Prof. Dr. Romo FX. Mudji Sutrisno, SJ adalah kekuatan yang meluap. Beliau adalah seorang imam Yesuit, filsuf, budayawan, penyair, pelukis. Pikirannya menari di antara estetika dan etika, dengan tegas menolak filsafat sebagai “silat lidah”. Baginya, filsafat adalah cinta pada kebenaran, dan kebenaran itu harus bersesuaian dengan realitas. Di tengah dunia yang sering memutarbalikkan kata, seruannya tentang “mata budi yang kritis” adalah lentera yang teguh.
Dr. Frans Borgias adalah aliran yang mendalam. Sebagai teolog dan pengajar di Unpar, dedikasinya berbuah dalam kesunyian ruang riset dan kelas. Minatnya pada teologi kontekstual membawanya menyelami budaya Manggarai. Dengan rendah hati, ia menggambarkan diri seperti “Koki Dusun”, seorang juru masak desa yang setia mengolah bahan-bahan lokal (ritus, mitos, kearifan) menjadi santapan iman yang bermakna bagi komunitasnya. Karyanya adalah karya seorang penerjemah: antara langit dan bumi, antara yang universal dan yang sangat lokal.

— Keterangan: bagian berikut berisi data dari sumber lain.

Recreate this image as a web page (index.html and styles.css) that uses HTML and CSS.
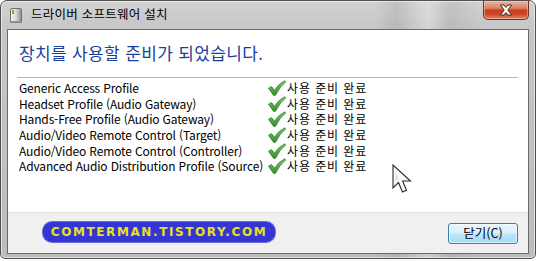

Kepergian mereka yang beriringan ini bukanlah akhir dari sebuah diskusi. Kita boleh membayangkan, di sisi sana, sang Guru mungkin sedang bertanya, “Nah, Frans, bagaimana hasil penelitianmu tentang ‘Burung Raksasa’ yang menjadi ‘Roh Kudus’ itu?” Dan sang Murid pun tersenyum, mungkin sedang menyiapkan “hidangan” teologis baru dari bahan-bahan surgawi.
Selamat jalan, Romo Mudji. Selamat jalan, Pak Frans. Terima kasih telah menjadi guru yang tak hanya mengisi kepala, tetapi juga menyentuh hati. Terima kasih untuk persahabatan yang menunjukkan bahwa ilmu pengetahuan tumbuh subur dalam ladang kemanusiaan. Kini, diskusi panjang kalian telah memasuki babak yang sama sekali baru, babak di mana semua pertanyaan menemukan jawabannya dalam Cahaya abadi.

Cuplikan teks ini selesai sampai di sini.